Noxon interviewed Mel’s father early in 2003. With doddery zeal, Papa Gibson questioned the veracity of the Holocaust, denied that Al Qaeda hijackers had anything to do with the September 11 attacks and called the Second Vatican Council ''a Masonic plot backed by the Jews”.
“I wrote to Mel’s people and said I’ve interviewed the father and I wish you’d weigh in. I included some quotes from the father expecting to get a public statement if not a direct interview. Instead I got an eight page single spaced letter threatening to sue me. This came From a guy named Marty Singer who is a notorious journalist suppressor here in LA He is used by Schwarzenegger and J Lo and others who are mainly trying to stop stalk-a-razzi. I think he charges $400 an hour.” Singer, as it happens, is sometimes known as Mad Dog.
None of Noxon’s investigations had been published when the cease-and-desist novella arrived on his doorstep.. After initial shock from the legal volley wore off, and he was assured by the New York Times that his “ass” would be covered, Noxon resumed work on his piece.
A week or so later, Noxon turned on FOX News program The O’Reilly Factor only to find himself being directly addressed by Mel Gibson.
This, says Noxon, “was the first big public explosion. It was insane. I was sitting at home in my pyjamas gob smacked. There was some horrified screaming and jumping around. I couldn’t take it in.”
Noxon, his piece still unpublished, was called by anchor Bill O’Reilly a “slimy hit man for the left”.
“I really wanted to put that on a t shirt” Noxon says.
During the interview, which became fodder for future news programs,. “Mel looks into the camera and he raises his eye brows and says ‘watch out!’ It’s so cheesy.”

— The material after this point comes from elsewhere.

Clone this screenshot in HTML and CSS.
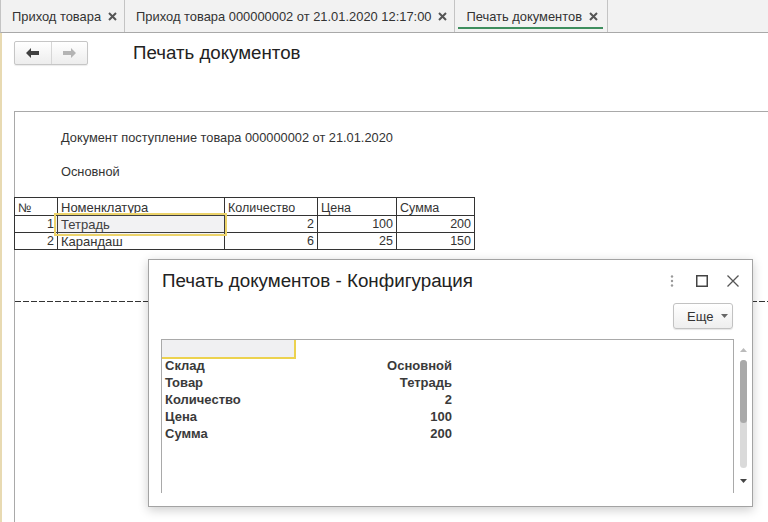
FILE: index.html
```html
<!DOCTYPE html>
<html lang="ru">
<head>
<meta charset="utf-8">
<title>Печать документов</title>
<link rel="stylesheet" href="styles.css">
</head>
<body>
<div class="tabs">
  <div class="tab"><span>Приход товара</span><svg class="tx" width="9" height="9" viewBox="0 0 9 9"><path d="M1 1L8 8M8 1L1 8"/></svg></div>
  <div class="tab"><span>Приход товара 000000002 от 21.01.2020 12:17:00</span><svg class="tx" width="9" height="9" viewBox="0 0 9 9"><path d="M1 1L8 8M8 1L1 8"/></svg></div>
  <div class="tab active"><span>Печать документов</span><svg class="tx" width="9" height="9" viewBox="0 0 9 9"><path d="M1 1L8 8M8 1L1 8"/></svg></div>
</div>
<div class="page">
  <div class="toolbar">
    <div class="nav">
      <div class="navbtn"><svg width="13" height="10" viewBox="0 0 13 10"><path class="arr-on" d="M0 5L5 0V3H13V7H5V10Z"/></svg></div>
      <div class="navbtn"><svg width="13" height="10" viewBox="0 0 13 10"><path class="arr-off" d="M13 5L8 0V3H0V7H8V10Z"/></svg></div>
    </div>
    <h1 class="title">Печать документов</h1>
  </div>
  <div class="sheet">
    <p class="line l1">Документ поступление товара 000000002 от 21.01.2020</p>
    <p class="line l2">Основной</p>
    <table class="doc">
      <colgroup><col class="c1"><col class="c2"><col class="c3"><col class="c4"><col class="c5"></colgroup>
      <tr class="hd"><td>№</td><td>Номенклатура</td><td>Количество</td><td>Цена</td><td>Сумма</td></tr>
      <tr><td class="r">1</td><td class="selcell">Тетрадь<span class="sel"></span></td><td class="r">2</td><td class="r">100</td><td class="r">200</td></tr>
      <tr><td class="r">2</td><td>Карандаш</td><td class="r">6</td><td class="r">25</td><td class="r">150</td></tr>
    </table>
    <div class="dash"></div>
  </div>
</div>

<div class="dialog">
  <div class="dhead">
    <div class="dtitle">Печать документов - Конфигурация</div>
    <div class="dicons">
      <svg width="4" height="12" viewBox="0 0 4 12"><circle cx="2" cy="1.5" r="1.2"/><circle cx="2" cy="6" r="1.2"/><circle cx="2" cy="10.5" r="1.2"/></svg>
      <svg width="12" height="12" viewBox="0 0 12 12"><rect x="0.75" y="0.75" width="10.5" height="10.5" class="sq"/></svg>
      <svg width="12" height="12" viewBox="0 0 12 12"><path class="cl" d="M0.5 0.5L11.5 11.5M11.5 0.5L0.5 11.5"/></svg>
    </div>
  </div>
  <div class="dbar">
    <div class="more">Еще <svg width="7" height="4" viewBox="0 0 7 4"><path d="M0 0H7L3.5 4Z"/></svg></div>
  </div>
  <div class="dbody">
    <div class="grid">
      <div class="selhead"></div>
      <div class="kv">
        <span>Склад</span><span class="v">Основной</span>
        <span>Товар</span><span class="v">Тетрадь</span>
        <span>Количество</span><span class="v">2</span>
        <span>Цена</span><span class="v">100</span>
        <span>Сумма</span><span class="v">200</span>
      </div>
    </div>
    <div class="vscroll">
      <svg class="up" width="7" height="4" viewBox="0 0 7 4"><path d="M0 4H7L3.5 0Z"/></svg>
      <div class="track"><div class="thumb"></div></div>
      <svg class="down" width="7" height="4" viewBox="0 0 7 4"><path d="M0 0H7L3.5 4Z"/></svg>
    </div>
  </div>
</div>
</body>
</html>
```

FILE: styles.css
```css
* { box-sizing: border-box; margin: 0; padding: 0; }
html, body { width: 768px; height: 522px; overflow: hidden; background: #fff; }
body { font-family: "Liberation Sans", Arial, sans-serif; color: #333; position: relative; }

.tabs { display: flex; height: 33px; background: #f2f2f2; border-bottom: 1px solid #a9a9a9; border-left: 1px solid #c4c4c4; }
.tab { position: relative; display: flex; align-items: center; gap: 7px; padding: 0 7px 0 11px; border-right: 1px solid #c4c4c4; font-size: 12.9px; color: #333; }
.tab .tx { stroke: #555; stroke-width: 2; fill: none; }
.tab.active { padding-right: 9px; }
.tab.active::after { content: ""; position: absolute; left: 3px; right: 4px; bottom: 3px; height: 2px; background: #3e8e5e; }

.page { height: 489px; border-left: 2px solid #e8dab2; display: flex; flex-direction: column; }
.toolbar { height: 78px; display: flex; align-items: flex-start; padding: 8px 0 0 12px; }
.nav { display: flex; width: 74px; height: 24px; border: 1px solid #c6c6c6; border-radius: 2px; background: linear-gradient(#fff, #ededed); box-shadow: 0 1px 1px rgba(0,0,0,0.08); }
.navbtn { flex: 1; display: flex; align-items: center; justify-content: center; }
.navbtn + .navbtn { border-left: 1px solid #d6d6d6; }
.arr-on { fill: #404040; }
.arr-off { fill: #b4b4b4; }
.title { font-weight: normal; font-size: 18.7px; color: #222; margin-left: 45px; margin-top: 1px; line-height: 22px; }

.sheet { flex: 1; margin-left: 12px; border-top: 1px solid #a9a9a9; border-left: 1px solid #a9a9a9; }
.line { font-size: 12.8px; line-height: 15px; padding-left: 46px; color: #333; }
.l1 { margin-top: 18px; }
.l2 { margin-top: 19px; }

.doc { margin-top: 18px; margin-left: -1px; border-collapse: collapse; table-layout: fixed; width: 460px; font-size: 12.5px; color: #333; }
.c1 { width: 43px; } .c2 { width: 167px; } .c3 { width: 93px; } .c4 { width: 79px; } .c5 { width: 78px; }
.doc td { border: 1px solid #333; height: 17px; padding: 0 3px; line-height: 15px; white-space: nowrap; overflow: visible; }
.doc .hd td { padding-top: 3px; line-height: 14px; overflow: hidden; }
.doc td.r { text-align: right; }
.doc td.selcell { position: relative; }
.doc td:nth-child(2) { font-size: 13px; }
.sel { position: absolute; left: -4px; top: -3px; width: 173px; height: 23px; border: 2px solid #ecd36a; background: rgba(150,150,160,0.12); }

.dash { margin-top: 51px; height: 1px; background: repeating-linear-gradient(to right, #333 0 6px, transparent 6px 8px); }

.dialog { position: absolute; left: 148px; top: 259px; width: 605px; height: 248px; background: #fff; border: 1px solid #a3a3a3; box-shadow: 0 3px 10px rgba(0,0,0,0.2); display: flex; flex-direction: column; }
.dhead { display: flex; align-items: center; justify-content: space-between; height: 42px; padding: 0 13px 0 13px; }
.dtitle { font-size: 18.8px; color: #222; }
.dicons { display: flex; align-items: center; gap: 0; }
.dicons svg { fill: #777; }
.dicons svg:nth-child(1) { margin-right: 22px; fill: #999; }
.dicons svg:nth-child(2) { margin-right: 19px; }
.sq { fill: none; stroke: #444; stroke-width: 1.5; }
.cl { fill: none; stroke: #555; stroke-width: 1.3; }
.dbar { display: flex; justify-content: flex-end; padding: 1px 19px 0 0; height: 37px; }
.more { display: flex; align-items: center; gap: 8px; width: 60px; height: 26px; padding-left: 13px; border: 1px solid #c2c2c2; border-radius: 3px; background: linear-gradient(#fff, #eeeeee); box-shadow: 0 1px 1px rgba(0,0,0,0.1); font-size: 13px; color: #333; }
.more svg { fill: #666; }

.dbody { display: flex; padding-left: 12px; }
.grid { width: 574px; height: 154px; border: 1px solid #a9a9a9; border-bottom: none; }
.selhead { width: 134px; height: 19px; background: #f0f0f2; border-right: 2px solid #ecd24f; border-bottom: 2px solid #ecd24f; }
.kv { display: grid; grid-template-columns: 134px 159px; margin-top: -2px; font-size: 13px; font-weight: bold; line-height: 17px; color: #3a3a3a; }
.kv span { padding-left: 3px; }
.kv .v { text-align: right; padding: 0 3px 0 0; }

.vscroll { width: 18px; display: flex; flex-direction: column; align-items: center; padding-top: 9px; }
.vscroll .up { fill: #bbb; }
.vscroll .down { fill: #444; }
.track { margin-top: 8px; width: 7px; height: 108px; border-radius: 4px; background: #dadada; }
.thumb { width: 7px; height: 63px; border-radius: 4px; background: #a9a9a9; }
.vscroll .down { margin-top: 11px; }
```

One has to wonder about the upshot of a threat, however theatrical, made by Mad Max himself.
“It was deeply surreal. It was very strange. But also kind of cool.” Says Noxon.
The story Is The Pope Catholic…Enough? appeared in the Times. Noxon “kept waiting for the summons to arrive.”
It didn’t. A year on, Noxon is not too anxious, figuring “ there’s so many targets that I’m just one amongst them.”
On the eve of the film’s release, Noxon observes that “the primary reason the movie is going to open so big is all the publicity. So much publicity and so much controversy and now everyone wants to know what the big deal is about. Every evangelical minister in the country is publicising from the pulpit.”
Noxon is ambivalent about his own role in fanning the flames of debate. He is uncertain if Gibson’s reaction represents radical paranoia or acute marketing savvy.
So, is Mel a genius, or is he crazy?
Noxon is unsure.
“I should make the point” says Noxon “that I didn’t ever intend to write the story “Mel’s a loony Christian”. I don’t believe that all Catholic Traditionalists are necessarily insane. I don’t even know that Mel Gibson is insane.”
Perhaps, theorises Noxon, “all of this has been a pre-planned publicity stunt. And if so, it was a master stroke.”